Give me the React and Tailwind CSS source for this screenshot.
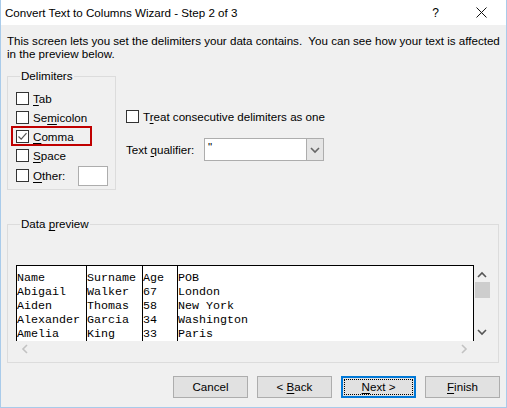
import React from "react";

const ui = { fontFamily: '"Liberation Sans", Arial, sans-serif' };
const mono = { fontFamily: '"Liberation Mono", "Courier New", monospace' };

const preview = [
  ["Name", "Abigail", "Aiden", "Alexander", "Amelia"],
  ["Surname", "Walker", "Thomas", "Garcia", "King"],
  ["Age", "67", "58", "34", "33"],
  ["POB", "London", "New York", "Washington", "Paris"],
];

const colClass = [
  "w-[69px]",
  "w-[56px] border-l border-black",
  "w-[35px] border-l border-black",
  "flex-1 border-l border-black",
];

function Mn({ children }) {
  return <span className="underline underline-offset-[2px] decoration-[1px]">{children}</span>;
}

function Box({ checked }) {
  return (
    <span className="flex h-[13px] w-[13px] shrink-0 items-center justify-center border border-[#333333] bg-white">
      {checked && (
        <svg width="11" height="11" viewBox="0 0 11 11">
          <path d="M1.5 5.5 L4.2 8.2 L9.5 2.2" fill="none" stroke="#555" strokeWidth="1.2" />
        </svg>
      )}
    </span>
  );
}

function Check({ checked, children }) {
  return (
    <div className="flex h-[19px] items-center gap-[4px] whitespace-nowrap">
      <Box checked={checked} />
      <span>{children}</span>
    </div>
  );
}

function Button({ children, focused }) {
  return (
    <button
      className={`relative flex h-[22px] w-[75px] items-center justify-center bg-[#e1e1e1] ${
        focused ? "border-2 border-[#0078d7]" : "border border-[#adadad]"
      }`}
    >
      {focused && <span className="absolute inset-[1px] border border-dotted border-black" />}
      <span className="relative">{children}</span>
    </button>
  );
}

function Chevron({ dir, color = "#555" }) {
  const d = {
    up: "M1 6 L5 2 L9 6",
    down: "M1 2 L5 6 L9 2",
    left: "M6 1 L2 5 L6 9",
    right: "M2 1 L6 5 L2 9",
  }[dir];
  const vertical = dir === "up" || dir === "down";
  return (
    <svg width={vertical ? 10 : 8} height={vertical ? 8 : 10} viewBox={vertical ? "0 0 10 8" : "0 0 8 10"}>
      <path d={d} fill="none" stroke={color} strokeWidth="1.6" />
    </svg>
  );
}

export default function App() {
  return (
    <div
      className="flex h-[408px] w-[507px] flex-col border-x border-b border-[#a9cbea] bg-[#f0f0f0] text-[11.6px] leading-[16px] text-black"
      style={ui}
    >
      {/* title bar */}
      <div className="flex h-[25px] shrink-0 items-center bg-white pl-[4px]">
        <span className="flex-1">Convert Text to Columns Wizard - Step 2 of 3</span>
        <span className="mr-[37px] text-[12px]">?</span>
        <svg width="11" height="11" viewBox="0 0 11 11" className="mr-[19px]">
          <path d="M0.5 0.5 L10.5 10.5 M10.5 0.5 L0.5 10.5" stroke="#111" strokeWidth="1" />
        </svg>
      </div>

      <p className="mt-[9px] whitespace-nowrap pl-[6px] leading-[13px]">
        This screen lets you set the delimiters your data contains.&nbsp; You can see how your text is affected
        <br />
        in the preview below.
      </p>

      <div className="mt-[8px] flex pl-[6px]">
        <fieldset className="h-[122px] w-[109px] border border-[#dcdcdc] pl-[8px]">
          <legend className="ml-[4px] px-[1px]">Delimiters</legend>
          <div className="mt-[5px] flex flex-col">
            <Check><Mn>T</Mn>ab</Check>
            <Check>Se<Mn>m</Mn>icolon</Check>
            <div className="relative">
              <Check checked><Mn>C</Mn>omma</Check>
              <span className="absolute left-[-5px] top-[-1px] h-[20px] w-[81px] border-2 border-[#c00000]" />
            </div>
            <Check><Mn>S</Mn>pace</Check>
            <div className="flex h-[21px] items-center gap-[4px]">
              <Box />
              <span><Mn>O</Mn>ther:</span>
              <span className="ml-[9px] h-[20px] w-[30px] border border-[#adadad] bg-white" />
            </div>
          </div>
        </fieldset>

        <div className="ml-[10px] flex flex-col pt-[39px]">
          <Check>T<Mn>r</Mn>eat consecutive delimiters as one</Check>
          <div className="mt-[12px] flex items-center">
            <span className="w-[78px]">Text <Mn>q</Mn>ualifier:</span>
            <div className="flex h-[23px] w-[120px] border border-[#adadad] bg-white">
              <span className="flex-1 pl-[3px] pt-[2px] leading-[12px]">"</span>
              <span className="flex w-[17px] items-center justify-center border-l border-[#adadad] bg-[#e5e5e5]">
                <Chevron dir="down" color="#666" />
              </span>
            </div>
          </div>
        </div>
      </div>

      <fieldset className="ml-[6px] mt-[26px] h-[147px] w-[492px] border border-[#dcdcdc] pl-[8px]">
        <legend className="ml-[4px] px-[1px]">
          Data <Mn>p</Mn>review
        </legend>
        <div className="mt-[33px] flex">
          <div className="flex h-[76px] w-[458px] border-x border-t border-black bg-white" style={mono}>
            {preview.map((col, i) => (
              <div key={col[0]} className={`flex flex-col pt-[5px] text-[11.67px] leading-[14px] ${colClass[i]}`}>
                {col.map((cell) => (
                  <span key={cell} className="whitespace-pre">{cell}</span>
                ))}
              </div>
            ))}
          </div>
          {/* vertical scrollbar */}
          <div className="flex h-[76px] w-[16px] flex-col items-center pt-[6px]">
            <Chevron dir="up" />
            <span className="mt-[3px] h-[16px] w-[15px] bg-[#cdcdcd]" />
            <span className="mt-auto mb-[5px]">
              <Chevron dir="down" />
            </span>
          </div>
        </div>
        {/* horizontal scrollbar */}
        <div className="flex h-[16px] w-[458px] items-center justify-between pl-[5px] pr-[6px]">
          <Chevron dir="left" color="#c2c2c2" />
          <Chevron dir="right" color="#c2c2c2" />
        </div>
      </fieldset>

      <div className="mt-[13px] flex justify-end gap-[9px] pr-[6px]">
        <Button>Cancel</Button>
        <Button>&lt; <Mn>B</Mn>ack</Button>
        <Button focused><Mn>N</Mn>ext &gt;</Button>
        <Button><Mn>F</Mn>inish</Button>
      </div>
    </div>
  );
}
++++++++++++++++++++
**WORK TO DO:** Copy the listing word for word, excluding its pictures.

**COMPLETED TASK:**
Give me the React and Tailwind CSS source for this screenshot.
import React from "react";

const ui = { fontFamily: '"Liberation Sans", Arial, sans-serif' };
const mono = { fontFamily: '"Liberation Mono", "Courier New", monospace' };

const preview = [
  ["Name", "Abigail", "Aiden", "Alexander", "Amelia"],
  ["Surname", "Walker", "Thomas", "Garcia", "King"],
  ["Age", "67", "58", "34", "33"],
  ["POB", "London", "New York", "Washington", "Paris"],
];

const colClass = [
  "w-[69px]",
  "w-[56px] border-l border-black",
  "w-[35px] border-l border-black",
  "flex-1 border-l border-black",
];

function Mn({ children }) {
  return <span className="underline underline-offset-[2px] decoration-[1px]">{children}</span>;
}

function Box({ checked }) {
  return (
    <span className="flex h-[13px] w-[13px] shrink-0 items-center justify-center border border-[#333333] bg-white">
      {checked && (
        <svg width="11" height="11" viewBox="0 0 11 11">
          <path d="M1.5 5.5 L4.2 8.2 L9.5 2.2" fill="none" stroke="#555" strokeWidth="1.2" />
        </svg>
      )}
    </span>
  );
}

function Check({ checked, children }) {
  return (
    <div className="flex h-[19px] items-center gap-[4px] whitespace-nowrap">
      <Box checked={checked} />
      <span>{children}</span>
    </div>
  );
}

function Button({ children, focused }) {
  return (
    <button
      className={`relative flex h-[22px] w-[75px] items-center justify-center bg-[#e1e1e1] ${
        focused ? "border-2 border-[#0078d7]" : "border border-[#adadad]"
      }`}
    >
      {focused && <span className="absolute inset-[1px] border border-dotted border-black" />}
      <span className="relative">{children}</span>
    </button>
  );
}

function Chevron({ dir, color = "#555" }) {
  const d = {
    up: "M1 6 L5 2 L9 6",
    down: "M1 2 L5 6 L9 2",
    left: "M6 1 L2 5 L6 9",
    right: "M2 1 L6 5 L2 9",
  }[dir];
  const vertical = dir === "up" || dir === "down";
  return (
    <svg width={vertical ? 10 : 8} height={vertical ? 8 : 10} viewBox={vertical ? "0 0 10 8" : "0 0 8 10"}>
      <path d={d} fill="none" stroke={color} strokeWidth="1.6" />
    </svg>
  );
}

export default function App() {
  return (
    <div
      className="flex h-[408px] w-[507px] flex-col border-x border-b border-[#a9cbea] bg-[#f0f0f0] text-[11.6px] leading-[16px] text-black"
      style={ui}
    >
      {/* title bar */}
      <div className="flex h-[25px] shrink-0 items-center bg-white pl-[4px]">
        <span className="flex-1">Convert Text to Columns Wizard - Step 2 of 3</span>
        <span className="mr-[37px] text-[12px]">?</span>
        <svg width="11" height="11" viewBox="0 0 11 11" className="mr-[19px]">
          <path d="M0.5 0.5 L10.5 10.5 M10.5 0.5 L0.5 10.5" stroke="#111" strokeWidth="1" />
        </svg>
      </div>

      <p className="mt-[9px] whitespace-nowrap pl-[6px] leading-[13px]">
        This screen lets you set the delimiters your data contains.&nbsp; You can see how your text is affected
        <br />
        in the preview below.
      </p>

      <div className="mt-[8px] flex pl-[6px]">
        <fieldset className="h-[122px] w-[109px] border border-[#dcdcdc] pl-[8px]">
          <legend className="ml-[4px] px-[1px]">Delimiters</legend>
          <div className="mt-[5px] flex flex-col">
            <Check><Mn>T</Mn>ab</Check>
            <Check>Se<Mn>m</Mn>icolon</Check>
            <div className="relative">
              <Check checked><Mn>C</Mn>omma</Check>
              <span className="absolute left-[-5px] top-[-1px] h-[20px] w-[81px] border-2 border-[#c00000]" />
            </div>
            <Check><Mn>S</Mn>pace</Check>
            <div className="flex h-[21px] items-center gap-[4px]">
              <Box />
              <span><Mn>O</Mn>ther:</span>
              <span className="ml-[9px] h-[20px] w-[30px] border border-[#adadad] bg-white" />
            </div>
          </div>
        </fieldset>

        <div className="ml-[10px] flex flex-col pt-[39px]">
          <Check>T<Mn>r</Mn>eat consecutive delimiters as one</Check>
          <div className="mt-[12px] flex items-center">
            <span className="w-[78px]">Text <Mn>q</Mn>ualifier:</span>
            <div className="flex h-[23px] w-[120px] border border-[#adadad] bg-white">
              <span className="flex-1 pl-[3px] pt-[2px] leading-[12px]">"</span>
              <span className="flex w-[17px] items-center justify-center border-l border-[#adadad] bg-[#e5e5e5]">
                <Chevron dir="down" color="#666" />
              </span>
            </div>
          </div>
        </div>
      </div>

      <fieldset className="ml-[6px] mt-[26px] h-[147px] w-[492px] border border-[#dcdcdc] pl-[8px]">
        <legend className="ml-[4px] px-[1px]">
          Data <Mn>p</Mn>review
        </legend>
        <div className="mt-[33px] flex">
          <div className="flex h-[76px] w-[458px] border-x border-t border-black bg-white" style={mono}>
            {preview.map((col, i) => (
              <div key={col[0]} className={`flex flex-col pt-[5px] text-[11.67px] leading-[14px] ${colClass[i]}`}>
                {col.map((cell) => (
                  <span key={cell} className="whitespace-pre">{cell}</span>
                ))}
              </div>
            ))}
          </div>
          {/* vertical scrollbar */}
          <div className="flex h-[76px] w-[16px] flex-col items-center pt-[6px]">
            <Chevron dir="up" />
            <span className="mt-[3px] h-[16px] w-[15px] bg-[#cdcdcd]" />
            <span className="mt-auto mb-[5px]">
              <Chevron dir="down" />
            </span>
          </div>
        </div>
        {/* horizontal scrollbar */}
        <div className="flex h-[16px] w-[458px] items-center justify-between pl-[5px] pr-[6px]">
          <Chevron dir="left" color="#c2c2c2" />
          <Chevron dir="right" color="#c2c2c2" />
        </div>
      </fieldset>

      <div className="mt-[13px] flex justify-end gap-[9px] pr-[6px]">
        <Button>Cancel</Button>
        <Button>&lt; <Mn>B</Mn>ack</Button>
        <Button focused><Mn>N</Mn>ext &gt;</Button>
        <Button><Mn>F</Mn>inish</Button>
      </div>
    </div>
  );
}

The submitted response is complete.